Trade Storylines Don’t Faze Rays’ Jake Odorizzi Vs. Royals

By Robbie Knopf

It was a big pitching matchup at Tropicana Field on Monday night: Kansas City Royals right-hander James Shields against one of the players he was traded for, Jake Odorizzi. As we heard from Marc Topkin, Shields couldn’t wait for his debut at the Trop as a visiting player. For Odorizzi, though, he could care less about the hyped-up duel with Shields.

"“It doesn’t do anything for me, I’m not facing him,” Odorizzi said. “So it is what it is. I guess it will be a good story line.”"

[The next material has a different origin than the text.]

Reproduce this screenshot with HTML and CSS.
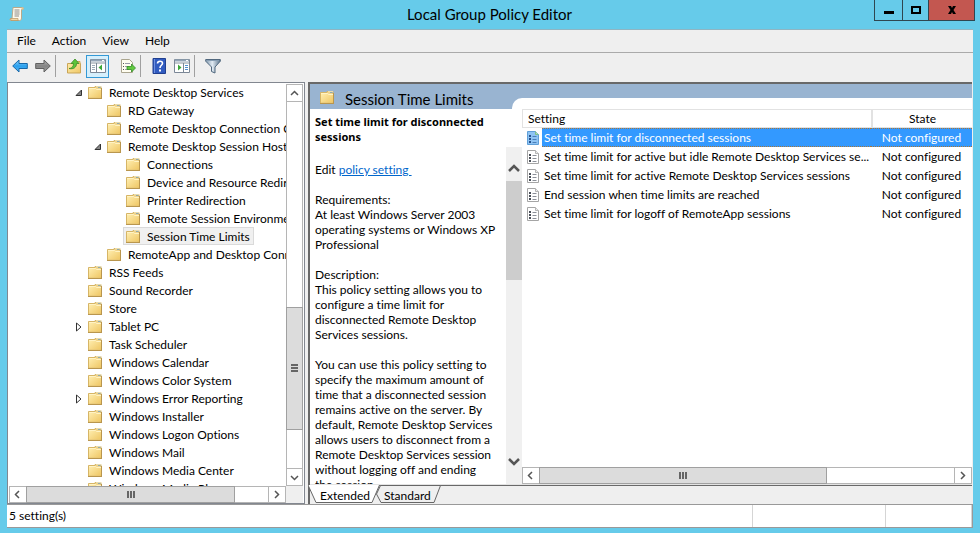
FILE: index.html
```html
<!DOCTYPE html>
<html lang="en">
<head>
<meta charset="utf-8">
<title>Local Group Policy Editor</title>
<link rel="stylesheet" href="styles.css">
</head>
<body>
<svg class="defs" aria-hidden="true">
  <defs>
    <linearGradient id="gold" x1="0" y1="0" x2="1" y2="1"><stop offset="0" stop-color="#ffeeb0"/><stop offset="1" stop-color="#efc765"/></linearGradient>
    <linearGradient id="blue" x1="0" y1="0" x2="0" y2="1"><stop offset="0" stop-color="#8fd8ff"/><stop offset=".5" stop-color="#2ba0ee"/><stop offset="1" stop-color="#55b8f5"/></linearGradient>
    <linearGradient id="grey" x1="0" y1="0" x2="0" y2="1"><stop offset="0" stop-color="#b5b5b5"/><stop offset=".5" stop-color="#848484"/><stop offset="1" stop-color="#a0a0a0"/></linearGradient>
    <linearGradient id="steel" x1="0" y1="0" x2="1" y2="0"><stop offset="0" stop-color="#7e95ab"/><stop offset=".45" stop-color="#e2ebf3"/><stop offset="1" stop-color="#5b748c"/></linearGradient>
    <symbol id="folder" viewBox="0 0 16 16">
      <path d="M1.500 3.500h6.500v-1h6v11.500h-12.500z" fill="#f0d48c" stroke="#d6b566"/>
      <path d="M9 2.500h5" stroke="#e9dcae"/>
      <path d="M11 3.500h2.500" stroke="#8fa9ae"/>
      <path d="M2 4h7l1 1h4v8.500H2z" fill="url(#gold)"/>
      <path d="M2 4.500h6.500l1 1H14" fill="none" stroke="#fff3c4"/>
      <path d="M1 14.500h14M14.500 4v10" stroke="#b9964e"/>
    </symbol>
    <symbol id="policy" viewBox="0 0 14 16">
      <path d="M1.500 1.500h8l3 3v10h-11z" fill="#fff" stroke="#a5a5a5"/>
      <path d="M9.500 1.500v3h3" fill="#eee" stroke="#b5b5b5"/>
      <path d="M3 5h2v2H3zM3 8h2v2H3zM3 11h2v2H3z" fill="#4a4f58"/>
      <path d="M6.500 6.500h4M6.500 9.500h4M6.500 12.500h4" stroke="#8b8f98"/>
    </symbol>
    <symbol id="policy-picked" viewBox="0 0 14 16">
      <path d="M1.500 1.500h8l3 3v10h-11z" fill="#8ec3f3" stroke="#5f9fd8"/>
      <path d="M9.500 1.500v3h3" fill="#b7e0b0" stroke="#7cc08a"/>
      <path d="M3 5h2v2H3zM3 8h2v2H3zM3 11h2v2H3z" fill="#24508a"/>
      <path d="M6.500 6.500h4M6.500 9.500h4M6.500 12.500h4" stroke="#4a7fb8"/>
    </symbol>
    <symbol id="up" viewBox="0 0 15 15"><path d="M4 9l3.500-3.500L11 9" fill="none" stroke="#555" stroke-width="1.500"/></symbol>
    <symbol id="down" viewBox="0 0 15 15"><path d="M4 6l3.500 3.500L11 6" fill="none" stroke="#555" stroke-width="1.500"/></symbol>
    <symbol id="left" viewBox="0 0 15 15"><path d="M9 4L5.500 7.500 9 11" fill="none" stroke="#555" stroke-width="1.500"/></symbol>
    <symbol id="right" viewBox="0 0 15 15"><path d="M6 4l3.500 3.500L6 11" fill="none" stroke="#555" stroke-width="1.500"/></symbol>
    <symbol id="open" viewBox="0 0 8 10"><path d="M1 7.500L6.500 2v5.500z" fill="#888" stroke="#333"/></symbol>
    <symbol id="closed" viewBox="0 0 8 10"><path d="M1.500 1v8L6 5z" fill="#fff" stroke="#333"/></symbol>
  </defs>
</svg>

<header class="titlebar">
  <svg class="app-icon" viewBox="0 0 16 16">
    <path d="M4 1.500h9.500c1.500 0 1.500 2 0 2h-1V12c0 2-1 2.500-2 2.500H2c-1.500 0-1.500-2 0-2h1z" fill="#fdf8ea" stroke="#b9a98b"/>
    <path d="M1.500 12.500h7.500v2H2z" fill="#f1d8a8" stroke="#b79561" stroke-width=".7"/>
    <path d="M5.500 4h5M5.500 6h5M5.500 8h5M5.500 10h4.500" stroke="#8b8b8b"/>
    <path d="M12.500 3.500h1.500l.5-1.500-1-.5h-1z" fill="#e6c68d"/>
  </svg>
  <h1>Local Group Policy Editor</h1>
  <div class="window-buttons">
    <button aria-label="Minimize"><svg viewBox="0 0 12 12"><path d="M1 8.500h10" stroke="#000" stroke-width="3"/></svg></button>
    <button aria-label="Maximize"><svg viewBox="0 0 12 12"><path d="M2 3h8v6H2z" fill="none" stroke="#000" stroke-width="2"/></svg></button>
    <button class="close" aria-label="Close"><svg viewBox="0 0 12 12"><path d="M2 2h3l1 2 1-2h3L7.500 6 10 10H7L6 8l-1 2H2l2.500-4z"/></svg></button>
  </div>
</header>

<main class="window">
  <nav class="menubar">
    <button>File</button><button>Action</button><button>View</button><button>Help</button>
  </nav>
  <div class="toolbar">
    <button aria-label="Back"><svg viewBox="0 0 16 16"><path d="M.7 8L7 2v3.500h8.300v5H7V14z" fill="url(#blue)" stroke="#1767a8"/></svg></button>
    <button aria-label="Forward"><svg viewBox="0 0 16 16"><path d="M15.300 8L9 2v3.500H.7v5H9V14z" fill="url(#grey)" stroke="#606060"/></svg></button>
    <i class="sep"></i>
    <button aria-label="Up one level"><svg viewBox="0 0 16 16"><path d="M1.500 5.500h6l1-2H14v2h.5V15h-13z" fill="url(#gold)" stroke="#c9a558"/><path d="M3 10.500c3 0 4.500-2 4.500-5H5L9 1l4 4.500h-2.500c0 4-3 6-7.500 5z" fill="#5cc53a" stroke="#3b8d24" stroke-width=".8"/></svg></button>
    <button class="active" aria-label="Show console tree"><svg viewBox="0 0 16 16"><path d="M.5 1.500h15v13H.5z" fill="#fff" stroke="#7b8796"/><path d="M1 2.500h14" stroke="#93a4b7" stroke-width="2"/><path d="M1 5h14" stroke="#8793a0"/><path d="M6.500 5v9" stroke="#7b8796"/><path d="M2 7.500h3M2 9.500h3M2 11.500h3" stroke="#9caab7"/><path d="M12 6.500v6L8.500 9.500z" fill="#3ba738"/><path d="M12 2.500h2" stroke="#fff"/></svg></button>
    <button class="export" aria-label="Export list"><svg viewBox="0 0 16 16"><path d="M1.500 1.500h8l3 3v10h-11z" fill="#fffdf0" stroke="#aaa58f"/><path d="M3 5.500h1M3 8.500h1M3 11.500h1" stroke="#555"/><path d="M5 5.500h5M5 8.500h4M5 11.500h4" stroke="#999ba8"/><path d="M7 8.500h4.500V6L15.500 10l-4 4v-2.500H7z" fill="#62ca3f" stroke="#338b26" stroke-width=".8"/></svg></button>
    <i class="sep"></i>
    <button aria-label="Help"><svg viewBox="0 0 16 16"><path d="M2 .500h12.500v15H2z" fill="#315bc0" stroke="#203f8f"/><path d="M3.500 1v14" stroke="#6e90e0"/><path d="M6.500 5.500c0-3 5-3 5-.2 0 2-2.500 2-2.500 4.700" fill="none" stroke="#fff" stroke-width="1.600"/><path d="M8 11.500h2v2H8z" fill="#fff"/></svg></button>
    <button aria-label="Show action pane"><svg viewBox="0 0 16 16"><path d="M.5 1.500h15v13H.5z" fill="#fff" stroke="#7b8796"/><path d="M1 2.500h14" stroke="#93a4b7" stroke-width="2"/><path d="M1 5h14" stroke="#8793a0"/><path d="M9.500 5v9" stroke="#7b8796"/><path d="M11 7.500h3M11 9.500h3M11 11.500h3" stroke="#4f8fd0"/><path d="M4 6.500v6l3.500-3z" fill="#3ba738"/><path d="M12 2.500h2" stroke="#fff"/></svg></button>
    <i class="sep"></i>
    <button aria-label="Filter"><svg viewBox="0 0 16 16"><path d="M.7 1.500h14.600v1.700L10 9v6l-3.500-1.500V9L.7 3.200z" fill="url(#steel)" stroke="#51687e"/><path d="M2 2.500h12" stroke="#879db2"/></svg></button>
  </div>

  <div class="panes">
    <section class="tree-pane">
      <div class="tree-row">
        <ul class="tree">
          <li><svg class="twist"><use href="#open"/></svg><svg class="ico"><use href="#folder"/></svg><span>Remote Desktop Services</span></li>
          <li class="l1"><svg class="ico"><use href="#folder"/></svg><span>RD Gateway</span></li>
          <li class="l1"><svg class="ico"><use href="#folder"/></svg><span>Remote Desktop Connection Client</span></li>
          <li class="l1"><svg class="twist"><use href="#open"/></svg><svg class="ico"><use href="#folder"/></svg><span>Remote Desktop Session Host</span></li>
          <li class="l2"><svg class="ico"><use href="#folder"/></svg><span>Connections</span></li>
          <li class="l2"><svg class="ico"><use href="#folder"/></svg><span>Device and Resource Redirection</span></li>
          <li class="l2"><svg class="ico"><use href="#folder"/></svg><span>Printer Redirection</span></li>
          <li class="l2"><svg class="ico"><use href="#folder"/></svg><span>Remote Session Environment</span></li>
          <li class="l2 selected"><div><svg class="ico"><use href="#folder"/></svg><span>Session Time Limits</span></div></li>
          <li class="l1"><svg class="ico"><use href="#folder"/></svg><span>RemoteApp and Desktop Connections</span></li>
          <li><svg class="ico"><use href="#folder"/></svg><span>RSS Feeds</span></li>
          <li><svg class="ico"><use href="#folder"/></svg><span>Sound Recorder</span></li>
          <li><svg class="ico"><use href="#folder"/></svg><span>Store</span></li>
          <li><svg class="twist"><use href="#closed"/></svg><svg class="ico"><use href="#folder"/></svg><span>Tablet PC</span></li>
          <li><svg class="ico"><use href="#folder"/></svg><span>Task Scheduler</span></li>
          <li><svg class="ico"><use href="#folder"/></svg><span>Windows Calendar</span></li>
          <li><svg class="ico"><use href="#folder"/></svg><span>Windows Color System</span></li>
          <li><svg class="twist"><use href="#closed"/></svg><svg class="ico"><use href="#folder"/></svg><span>Windows Error Reporting</span></li>
          <li><svg class="ico"><use href="#folder"/></svg><span>Windows Installer</span></li>
          <li><svg class="ico"><use href="#folder"/></svg><span>Windows Logon Options</span></li>
          <li><svg class="ico"><use href="#folder"/></svg><span>Windows Mail</span></li>
          <li><svg class="ico"><use href="#folder"/></svg><span>Windows Media Center</span></li>
          <li><svg class="ico"><use href="#folder"/></svg><span>Windows Media Player</span></li>
        </ul>
        <div class="vbar">
          <button aria-label="Scroll up"><svg><use href="#up"/></svg></button>
          <div class="track tree-vtrack"><div class="thumb"><i class="grip"></i></div></div>
          <button aria-label="Scroll down"><svg><use href="#down"/></svg></button>
        </div>
      </div>
      <div class="tree-foot">
        <div class="hbar">
          <button aria-label="Scroll left"><svg><use href="#left"/></svg></button>
          <div class="track tree-htrack"><div class="thumb"><i class="grip"></i></div></div>
          <button aria-label="Scroll right"><svg><use href="#right"/></svg></button>
        </div>
      </div>
    </section>

    <section class="detail-pane">
      <div class="band">
        <h2><svg class="ico"><use href="#folder"/></svg>Session Time Limits</h2>
        <div class="tongue"></div>
      </div>
      <div class="detail">
        <article class="info">
          <h3>Set time limit for disconnected<br>sessions</h3>
          <div class="scroller">
            <div class="text">
              <p>Edit <a href="#policy">policy setting&nbsp;</a></p>
              <p>Requirements:<br>At least Windows Server 2003<br>operating systems or Windows XP<br>Professional</p>
              <p>Description:<br>This policy setting allows you to<br>configure a time limit for<br>disconnected Remote Desktop<br>Services sessions.</p>
              <p>You can use this policy setting to<br>specify the maximum amount of<br>time that a disconnected session<br>remains active on the server. By<br>default, Remote Desktop Services<br>allows users to disconnect from a<br>Remote Desktop Services session<br>without logging off and ending<br>the session.</p>
            </div>
            <div class="flatbar">
              <button aria-label="Scroll text up"><svg viewBox="0 0 12 10"><path d="M1 8l5-5 5 5" fill="none" stroke="#555" stroke-width="2.500"/></svg></button>
              <div class="flat-thumb"></div>
              <button class="end" aria-label="Scroll text down"><svg viewBox="0 0 12 10"><path d="M1 2l5 5 5-5" fill="none" stroke="#555" stroke-width="2.500"/></svg></button>
            </div>
          </div>
        </article>
        <div class="list">
          <table>
            <colgroup><col class="c-icon"><col><col class="c-state"></colgroup>
            <thead><tr><th colspan="2">Setting</th><th>State</th></tr></thead>
            <tbody>
              <tr class="picked"><td><svg><use href="#policy-picked"/></svg></td><td>Set time limit for disconnected sessions</td><td>Not configured</td></tr>
              <tr><td><svg><use href="#policy"/></svg></td><td>Set time limit for active but idle Remote Desktop Services se...</td><td>Not configured</td></tr>
              <tr><td><svg><use href="#policy"/></svg></td><td>Set time limit for active Remote Desktop Services sessions</td><td>Not configured</td></tr>
              <tr><td><svg><use href="#policy"/></svg></td><td>End session when time limits are reached</td><td>Not configured</td></tr>
              <tr><td><svg><use href="#policy"/></svg></td><td>Set time limit for logoff of RemoteApp sessions</td><td>Not configured</td></tr>
            </tbody>
          </table>
          <div class="hbar">
            <button aria-label="Scroll list left"><svg><use href="#left"/></svg></button>
            <div class="track list-htrack"><div class="thumb"><i class="grip"></i></div></div>
            <button aria-label="Scroll list right"><svg><use href="#right"/></svg></button>
          </div>
        </div>
      </div>
      <div class="tabs">
        <svg class="tab-shapes" viewBox="0 0 140 18">
          <path d="M73 17.500L68.500 9l4-8.500h60L126 17.500z" fill="#efefef" stroke="#666"/>
          <path d="M0 0l8 17.500h56L71.500 0z" fill="#fff"/>
          <path d="M0 0l8 17.500h56L71.500 0" fill="none" stroke="#666"/>
        </svg>
        <button>Extended</button><button>Standard</button>
      </div>
    </section>
  </div>

  <footer class="status"><span>5 setting(s)</span><span></span><span></span></footer>
</main>
</body>
</html>
```
FILE: styles.css
```css
* { box-sizing: border-box; }

body {
  margin: 0;
  height: 100vh;
  padding: 0 7px 5px;
  display: flex;
  flex-direction: column;
  background: #66cbea;
  color: #000;
  font: 12px/15px Lato, "Open Sans", sans-serif;
  font-variant-ligatures: none;
  overflow: hidden;
}

button {
  border: 0;
  padding: 0;
  background: none;
  color: inherit;
  font: inherit;
}

svg { display: block; flex: none; }
.defs { position: absolute; width: 0; height: 0; }
ul, h1, h2, h3, p { margin: 0; padding: 0; font-weight: normal; }

/* Title bar */
.titlebar {
  height: 29px;
  flex: none;
  display: grid;
  grid-template-columns: 101px 1fr 104px;
  align-items: center;
  margin-right: -2px;
  padding-bottom: 2px;
}
.app-icon { width: 16px; height: 16px; margin-left: 2px; }
h1 { font-size: 15px; line-height: 20px; text-align: center; }
.window-buttons {
  display: flex;
  align-self: start;
  justify-self: end;
  height: 21px;
  border: 1px solid #2f4650;
  border-top: 0;
}
.window-buttons button { width: 27px; display: grid; place-items: center; }
.window-buttons button + button { width: 26px; border-left: 1px solid #2f4650; }
.window-buttons button.close { width: 46px; background: #c35750; }
.window-buttons svg { width: 12px; height: 12px; }

/* Window frame */
.window {
  flex: 1;
  min-height: 0;
  display: flex;
  flex-direction: column;
  background: #efefef;
  border-top: 1px solid #8fb5c2;
}
.menubar {
  height: 23px;
  flex: none;
  display: flex;
  gap: 16px;
  padding: 0 0 2px 10px;
  border-bottom: 1px solid #aaa;
}
.toolbar {
  height: 29px;
  flex: none;
  display: flex;
  align-items: center;
  padding: 0 1px 3px;
}
.toolbar button { width: 23px; height: 23px; display: grid; place-items: center; }
.toolbar svg { width: 16px; height: 16px; }
.toolbar .active { border: 1px solid #3399d6; background: #d5effc; margin-left: 1px; }
.toolbar .export { margin-left: 7px; }
.sep { width: 1px; height: 22px; background: #a0a0a0; margin: 0 6px 0 1px; }

.panes { flex: 1; min-height: 0; display: flex; gap: 3px; }

/* Scroll bars */
.vbar, .hbar { display: flex; flex: none; background: #fff; border: 1px solid #b5b5b5; }
.vbar { width: 17px; flex-direction: column; margin-top: 1px; }
.hbar { height: 17px; }
.vbar button { height: 16px; flex: none; }
.hbar button { width: 16px; flex: none; }
.vbar button svg, .hbar button svg { width: 15px; height: 15px; }
.track { display: flex; flex: 1; min-height: 0; }
.vbar .track { flex-direction: column; border: solid #b5b5b5; border-width: 1px 0; }
.hbar .track { border: solid #b5b5b5; border-width: 0 1px; }
.thumb { background: #dcdcdc; display: grid; place-items: center; outline: 1px solid #a0a0a0; }
.tree-vtrack .thumb { height: 33%; margin-top: 206px; }
.tree-htrack .thumb { width: 86%; }
.list-htrack .thumb { width: 69%; }
.grip { display: block; width: 8px; height: 7px; background: repeating-linear-gradient(90deg, #666 0 2px, transparent 2px 3px); }
.vbar .grip { width: 7px; height: 8px; background: repeating-linear-gradient(#666 0 2px, transparent 2px 3px); }

/* Tree */
.tree-pane {
  width: 298px;
  flex: none;
  display: flex;
  flex-direction: column;
  border: 1px solid #828790;
  padding: 0 1px;
  background: #fff;
}
.tree-foot { background: #efefef; padding-right: 17px; }
.tree-row { flex: 1; min-height: 0; display: flex; }
.tree { flex: 1; min-width: 0; overflow: hidden; list-style: none; }
.tree li {
  height: 18px;
  display: flex;
  align-items: center;
  padding-left: 78px;
  white-space: nowrap;
}
.tree .l1 { padding-left: 97px; }
.tree .l2 { padding-left: 116px; }
.tree .twist { width: 8px; height: 10px; margin: 2px 4px 0 -12px; }
.ico { width: 16px; height: 16px; }
.tree span { margin-left: 6px; }
.selected div {
  display: flex;
  align-items: center;
  height: 18px;
  margin-left: -2px;
  padding: 0 3px 0 1px;
  border: 1px solid #dadada;
  background: #f0f0f0;
}

/* Details */
.detail-pane {
  flex: 1;
  min-width: 0;
  display: flex;
  flex-direction: column;
  border: solid #696969;
  border-width: 2px 0 0 2px;
  margin-right: 1px;
}
.band { height: 25px; flex: none; display: flex; background: #99b4d1; }
h2 { width: 202px; display: flex; gap: 10px; padding: 5px 0 0 9px; font-size: 15px; line-height: 20px; }
.tongue { flex: 1; height: 11px; align-self: flex-end; background: #fff; border-top-left-radius: 10px; }
.detail { flex: 1; min-height: 0; display: flex; background: #fff; border-bottom: 1px solid #e3e3e3; }
.info { width: 212px; flex: none; display: flex; flex-direction: column; white-space: nowrap; }
h3 { font: bold 11px/15px "Noto Sans", sans-serif; padding: 5px 0 3px 5px; }
.scroller { flex: 1; min-height: 0; display: flex; }
.text { flex: 1; min-width: 0; padding: 15px 0 0 5px; overflow: hidden; }
.text p { margin-bottom: 15px; }
.text a { color: #0066cc; }
.flatbar { width: 16px; flex: none; display: flex; flex-direction: column; background: #f0f0f0; }
.flatbar button { height: 34px; display: grid; place-items: center; padding-top: 8px; }
.flatbar svg { width: 12px; height: 10px; }
.flatbar .end { margin-top: auto; padding: 0; height: 44px; }
.flat-thumb { height: 99px; background: #cdcdcd; }

.list { flex: 1; min-width: 0; display: flex; flex-direction: column; }
.list .hbar { margin-top: auto; }
table { width: 100%; table-layout: fixed; border-collapse: separate; border-spacing: 0; }
.c-icon { width: 20px; }
.c-state { width: 101px; }
th, td { height: 19px; padding: 0; line-height: 17px; white-space: nowrap; font-weight: normal; text-align: left; }
th { border: solid #e2e2e2; border-width: 1px 0 1px 1px; padding-left: 5px; }
th:last-child { text-align: center; border-left-width: 2px; padding: 0; }
td:nth-child(2) { padding-left: 2px; overflow: hidden; }
td:last-child { text-align: center; }
td svg { width: 14px; height: 16px; margin-left: 4px; }
.picked td + td { background: #3399ff; color: #fff; border: dotted #a87638; border-width: 1px 0; line-height: 15px; }

/* Tabs and status */
.tabs {
  height: 19px;
  flex: none;
  position: relative;
  display: flex;
  gap: 14px;
  padding-left: 10px;
  border-top: 1px solid #696969;
}
.tab-shapes { position: absolute; left: -2px; top: -1px; width: 140px; height: 18px; }
.tabs button { position: relative; }
.status {
  height: 24px;
  flex: none;
  display: grid;
  grid-template-columns: 1fr 133px 86px;
  background: #fff;
  border: 1px solid #999;
  border-left-width: 0;
  line-height: 22px;
}
.status span { padding-left: 2px; border-right: 1px solid #d5d5d5; }
```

As any fan who has been following for baseball for a few years can tell you, players will say a comment like what Jake Odorizzi said a high percentage of the time. The question is always going to be whether the statement true. We can’t know what was going on in Odorizzi’s head as he pitched last night, but we can look at how he did. Odorizzi delivered yet another strong outing, going 6 innings allowing 2 runs on 6 hits, striking out 8 while walking 2. In his last 12 starts, he is now 3-5 but with a 2.97 ERA, managing an 11.2 K/9, a 3.0 BB/9, and a 0.7 HR/9 in 66.2 innings pitched. Someone can look at Odorizzi’s numbers on the season and see that he is inconsistent, but that hasn’t been true at all in recent weeks. Since May 8th, Jake Odorizzi has the same ERA as David Price and a better FIP (2.81 to 3.07). That does not mean that Odorizzi is as good of a pitcher as Price–the Rays ace does have 24.1 more innings pitched–but he has turned the corner and is emerging as the latest high-upside Rays starting pitcher.

The comment that Odorizzi made before his start against the Royals exemplifies who he is as a pitcher quite well. He got off to a disastrous start to 2014, having severe issues the second time through opposing batting orders, but he kept battling until he found a way to adjust. The Tampa Bay Rays gave Odorizzi with faith despite his struggles, and Odorizzi did the rest. The bad starts he was having were just a “story line” and he knew what he was capable of as a pitcher. Then, on a micro level, Odorizzi is the same way from pitch to pitch. He has a fastball that has averaged 91.81 MPH this season, but he doesn’t care that it doesn’t hit the mid-90’s too often. He attacks the strike zone and trusts his command and the pitch’s movement to blow hitters away. Nothing, even a less-than-premium fastball, fazes Jake Odorizzi one bit. Combine that mentality with his ability as a pitcher, and the AL East should be shaking in their boots thinking about what Odorizzi can become.